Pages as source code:
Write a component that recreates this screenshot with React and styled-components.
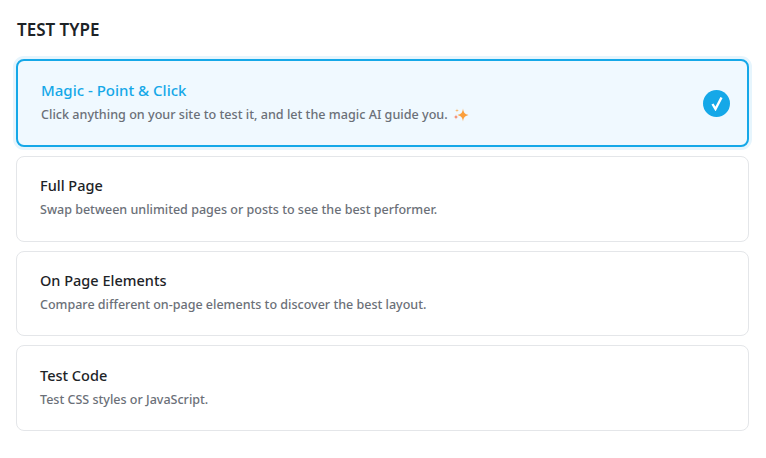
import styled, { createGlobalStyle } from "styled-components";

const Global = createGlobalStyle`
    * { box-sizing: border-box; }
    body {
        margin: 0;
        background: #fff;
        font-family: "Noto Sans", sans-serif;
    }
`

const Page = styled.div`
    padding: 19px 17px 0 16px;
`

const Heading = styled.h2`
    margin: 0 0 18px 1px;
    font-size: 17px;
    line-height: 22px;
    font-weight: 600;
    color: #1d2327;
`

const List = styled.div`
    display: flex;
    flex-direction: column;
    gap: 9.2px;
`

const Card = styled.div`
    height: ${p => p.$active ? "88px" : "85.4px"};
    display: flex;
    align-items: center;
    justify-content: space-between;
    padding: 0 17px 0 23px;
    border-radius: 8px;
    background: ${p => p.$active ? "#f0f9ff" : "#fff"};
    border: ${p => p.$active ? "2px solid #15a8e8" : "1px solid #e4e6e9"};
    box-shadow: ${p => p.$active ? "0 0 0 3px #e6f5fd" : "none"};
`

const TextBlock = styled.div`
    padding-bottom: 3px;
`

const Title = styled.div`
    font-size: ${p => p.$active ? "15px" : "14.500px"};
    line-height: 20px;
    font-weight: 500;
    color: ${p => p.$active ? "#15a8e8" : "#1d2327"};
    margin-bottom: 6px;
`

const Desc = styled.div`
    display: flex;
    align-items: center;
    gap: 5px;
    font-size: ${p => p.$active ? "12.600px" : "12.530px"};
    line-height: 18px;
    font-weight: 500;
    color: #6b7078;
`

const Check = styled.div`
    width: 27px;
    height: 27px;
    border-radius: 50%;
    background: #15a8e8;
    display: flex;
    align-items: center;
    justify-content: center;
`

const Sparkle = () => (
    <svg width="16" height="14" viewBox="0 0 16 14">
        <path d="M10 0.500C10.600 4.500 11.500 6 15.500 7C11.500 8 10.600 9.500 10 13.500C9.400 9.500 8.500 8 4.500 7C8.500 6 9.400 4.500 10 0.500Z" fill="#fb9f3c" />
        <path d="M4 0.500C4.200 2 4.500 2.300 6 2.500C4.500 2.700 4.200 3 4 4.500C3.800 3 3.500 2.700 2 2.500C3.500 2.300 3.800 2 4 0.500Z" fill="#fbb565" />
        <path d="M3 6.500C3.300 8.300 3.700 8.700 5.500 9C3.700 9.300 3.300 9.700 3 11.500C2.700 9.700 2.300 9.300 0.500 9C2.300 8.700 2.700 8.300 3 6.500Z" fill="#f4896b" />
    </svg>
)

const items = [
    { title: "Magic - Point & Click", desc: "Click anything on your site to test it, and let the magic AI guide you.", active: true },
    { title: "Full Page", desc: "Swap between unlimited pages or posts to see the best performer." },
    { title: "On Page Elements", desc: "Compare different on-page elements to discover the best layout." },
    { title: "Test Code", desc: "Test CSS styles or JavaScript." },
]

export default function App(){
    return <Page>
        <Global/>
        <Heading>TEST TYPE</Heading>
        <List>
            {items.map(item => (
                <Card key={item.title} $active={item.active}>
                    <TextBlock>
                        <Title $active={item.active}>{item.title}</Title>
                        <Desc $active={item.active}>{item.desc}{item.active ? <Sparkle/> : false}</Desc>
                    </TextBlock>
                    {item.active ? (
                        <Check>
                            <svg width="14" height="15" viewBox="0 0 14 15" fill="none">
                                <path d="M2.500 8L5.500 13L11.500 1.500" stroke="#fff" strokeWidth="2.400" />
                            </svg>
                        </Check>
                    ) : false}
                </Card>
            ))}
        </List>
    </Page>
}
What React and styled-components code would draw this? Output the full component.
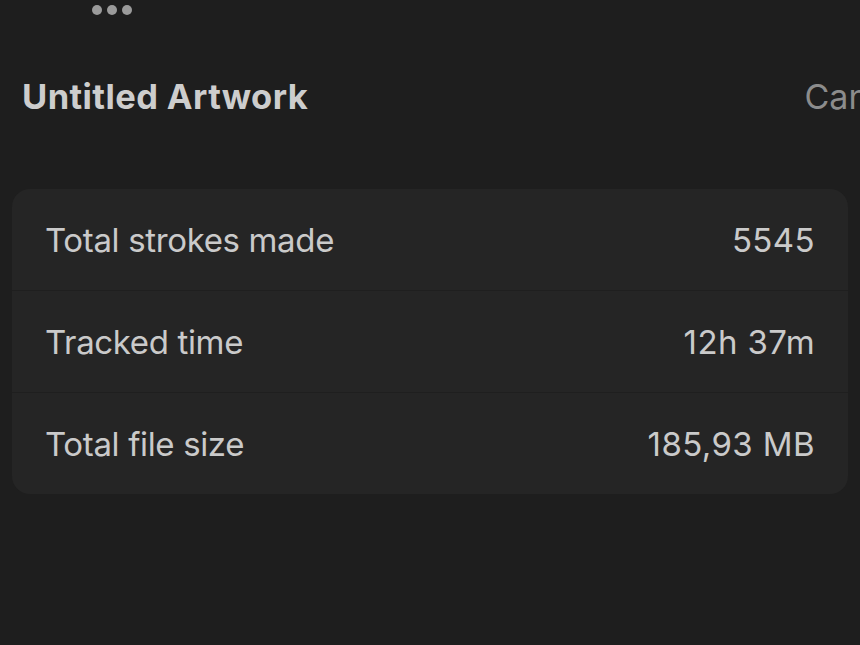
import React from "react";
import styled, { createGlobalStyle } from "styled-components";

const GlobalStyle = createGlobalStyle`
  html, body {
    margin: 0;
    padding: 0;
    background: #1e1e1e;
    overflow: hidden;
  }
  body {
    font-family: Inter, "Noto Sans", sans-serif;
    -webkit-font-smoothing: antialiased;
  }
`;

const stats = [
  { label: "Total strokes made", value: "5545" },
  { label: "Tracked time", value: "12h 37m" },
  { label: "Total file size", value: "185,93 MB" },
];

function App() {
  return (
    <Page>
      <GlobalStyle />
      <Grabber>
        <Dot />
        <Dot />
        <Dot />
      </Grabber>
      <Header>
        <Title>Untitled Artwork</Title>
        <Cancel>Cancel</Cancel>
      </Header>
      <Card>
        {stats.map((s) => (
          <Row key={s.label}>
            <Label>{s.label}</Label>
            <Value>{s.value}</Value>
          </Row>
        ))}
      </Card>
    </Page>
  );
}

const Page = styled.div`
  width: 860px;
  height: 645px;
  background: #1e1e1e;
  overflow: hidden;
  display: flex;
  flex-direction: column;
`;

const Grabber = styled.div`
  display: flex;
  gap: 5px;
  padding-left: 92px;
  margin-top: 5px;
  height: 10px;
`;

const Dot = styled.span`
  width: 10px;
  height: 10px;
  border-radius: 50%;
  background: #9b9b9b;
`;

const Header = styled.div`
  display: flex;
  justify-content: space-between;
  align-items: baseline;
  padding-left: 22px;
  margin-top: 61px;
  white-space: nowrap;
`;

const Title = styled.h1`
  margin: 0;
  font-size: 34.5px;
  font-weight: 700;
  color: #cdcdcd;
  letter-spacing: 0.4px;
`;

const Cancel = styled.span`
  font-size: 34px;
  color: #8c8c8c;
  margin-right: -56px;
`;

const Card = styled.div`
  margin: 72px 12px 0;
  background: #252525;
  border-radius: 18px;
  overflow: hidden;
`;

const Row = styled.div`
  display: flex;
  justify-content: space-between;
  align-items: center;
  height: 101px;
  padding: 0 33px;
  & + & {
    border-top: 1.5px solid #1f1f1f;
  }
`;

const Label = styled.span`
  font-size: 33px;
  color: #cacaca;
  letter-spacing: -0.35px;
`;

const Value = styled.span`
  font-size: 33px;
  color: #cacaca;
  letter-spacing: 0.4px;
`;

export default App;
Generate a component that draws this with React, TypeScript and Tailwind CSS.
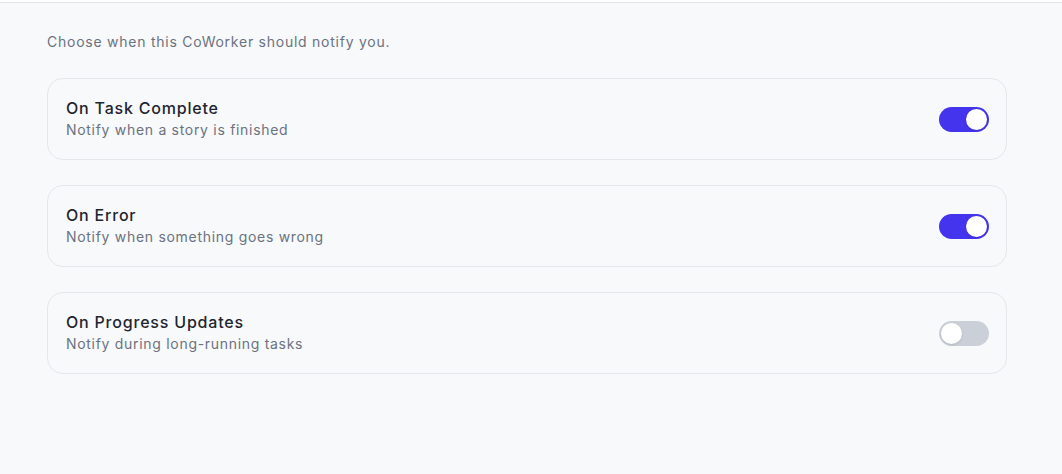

- TASK TO CARRY OUT -
Quote the preceding listing precisely and completely, omitting its images.

- EXERCISE RESULT -
Write a component that recreates this screenshot with React and styled-components.
import styled, { createGlobalStyle } from "styled-components";

const Global = createGlobalStyle`
    * { box-sizing: border-box; }
    body {
        margin: 0;
        background: #fff;
        font-family: "Noto Sans", sans-serif;
    }
`

const Page = styled.div`
    padding: 19px 17px 0 16px;
`

const Heading = styled.h2`
    margin: 0 0 18px 1px;
    font-size: 17px;
    line-height: 22px;
    font-weight: 600;
    color: #1d2327;
`

const List = styled.div`
    display: flex;
    flex-direction: column;
    gap: 9.2px;
`

const Card = styled.div`
    height: ${p => p.$active ? "88px" : "85.4px"};
    display: flex;
    align-items: center;
    justify-content: space-between;
    padding: 0 17px 0 23px;
    border-radius: 8px;
    background: ${p => p.$active ? "#f0f9ff" : "#fff"};
    border: ${p => p.$active ? "2px solid #15a8e8" : "1px solid #e4e6e9"};
    box-shadow: ${p => p.$active ? "0 0 0 3px #e6f5fd" : "none"};
`

const TextBlock = styled.div`
    padding-bottom: 3px;
`

const Title = styled.div`
    font-size: ${p => p.$active ? "15px" : "14.500px"};
    line-height: 20px;
    font-weight: 500;
    color: ${p => p.$active ? "#15a8e8" : "#1d2327"};
    margin-bottom: 6px;
`

const Desc = styled.div`
    display: flex;
    align-items: center;
    gap: 5px;
    font-size: ${p => p.$active ? "12.600px" : "12.530px"};
    line-height: 18px;
    font-weight: 500;
    color: #6b7078;
`

const Check = styled.div`
    width: 27px;
    height: 27px;
    border-radius: 50%;
    background: #15a8e8;
    display: flex;
    align-items: center;
    justify-content: center;
`

const Sparkle = () => (
    <svg width="16" height="14" viewBox="0 0 16 14">
        <path d="M10 0.500C10.600 4.500 11.500 6 15.500 7C11.500 8 10.600 9.500 10 13.500C9.400 9.500 8.500 8 4.500 7C8.500 6 9.400 4.500 10 0.500Z" fill="#fb9f3c" />
        <path d="M4 0.500C4.200 2 4.500 2.300 6 2.500C4.500 2.700 4.200 3 4 4.500C3.800 3 3.500 2.700 2 2.500C3.500 2.300 3.800 2 4 0.500Z" fill="#fbb565" />
        <path d="M3 6.500C3.300 8.300 3.700 8.700 5.500 9C3.700 9.300 3.300 9.700 3 11.500C2.700 9.700 2.300 9.300 0.500 9C2.300 8.700 2.700 8.300 3 6.500Z" fill="#f4896b" />
    </svg>
)

const items = [
    { title: "Magic - Point & Click", desc: "Click anything on your site to test it, and let the magic AI guide you.", active: true },
    { title: "Full Page", desc: "Swap between unlimited pages or posts to see the best performer." },
    { title: "On Page Elements", desc: "Compare different on-page elements to discover the best layout." },
    { title: "Test Code", desc: "Test CSS styles or JavaScript." },
]

export default function App(){
    return <Page>
        <Global/>
        <Heading>TEST TYPE</Heading>
        <List>
            {items.map(item => (
                <Card key={item.title} $active={item.active}>
                    <TextBlock>
                        <Title $active={item.active}>{item.title}</Title>
                        <Desc $active={item.active}>{item.desc}{item.active ? <Sparkle/> : false}</Desc>
                    </TextBlock>
                    {item.active ? (
                        <Check>
                            <svg width="14" height="15" viewBox="0 0 14 15" fill="none">
                                <path d="M2.500 8L5.500 13L11.500 1.500" stroke="#fff" strokeWidth="2.400" />
                            </svg>
                        </Check>
                    ) : false}
                </Card>
            ))}
        </List>
    </Page>
}
What React and styled-components code would draw this? Output the full component.
import React from "react";
import styled, { createGlobalStyle } from "styled-components";

const GlobalStyle = createGlobalStyle`
  html, body {
    margin: 0;
    padding: 0;
    background: #1e1e1e;
    overflow: hidden;
  }
  body {
    font-family: Inter, "Noto Sans", sans-serif;
    -webkit-font-smoothing: antialiased;
  }
`;

const stats = [
  { label: "Total strokes made", value: "5545" },
  { label: "Tracked time", value: "12h 37m" },
  { label: "Total file size", value: "185,93 MB" },
];

function App() {
  return (
    <Page>
      <GlobalStyle />
      <Grabber>
        <Dot />
        <Dot />
        <Dot />
      </Grabber>
      <Header>
        <Title>Untitled Artwork</Title>
        <Cancel>Cancel</Cancel>
      </Header>
      <Card>
        {stats.map((s) => (
          <Row key={s.label}>
            <Label>{s.label}</Label>
            <Value>{s.value}</Value>
          </Row>
        ))}
      </Card>
    </Page>
  );
}

const Page = styled.div`
  width: 860px;
  height: 645px;
  background: #1e1e1e;
  overflow: hidden;
  display: flex;
  flex-direction: column;
`;

const Grabber = styled.div`
  display: flex;
  gap: 5px;
  padding-left: 92px;
  margin-top: 5px;
  height: 10px;
`;

const Dot = styled.span`
  width: 10px;
  height: 10px;
  border-radius: 50%;
  background: #9b9b9b;
`;

const Header = styled.div`
  display: flex;
  justify-content: space-between;
  align-items: baseline;
  padding-left: 22px;
  margin-top: 61px;
  white-space: nowrap;
`;

const Title = styled.h1`
  margin: 0;
  font-size: 34.5px;
  font-weight: 700;
  color: #cdcdcd;
  letter-spacing: 0.4px;
`;

const Cancel = styled.span`
  font-size: 34px;
  color: #8c8c8c;
  margin-right: -56px;
`;

const Card = styled.div`
  margin: 72px 12px 0;
  background: #252525;
  border-radius: 18px;
  overflow: hidden;
`;

const Row = styled.div`
  display: flex;
  justify-content: space-between;
  align-items: center;
  height: 101px;
  padding: 0 33px;
  & + & {
    border-top: 1.5px solid #1f1f1f;
  }
`;

const Label = styled.span`
  font-size: 33px;
  color: #cacaca;
  letter-spacing: -0.35px;
`;

const Value = styled.span`
  font-size: 33px;
  color: #cacaca;
  letter-spacing: 0.4px;
`;

export default App;
Generate a component that draws this with React, TypeScript and Tailwind CSS.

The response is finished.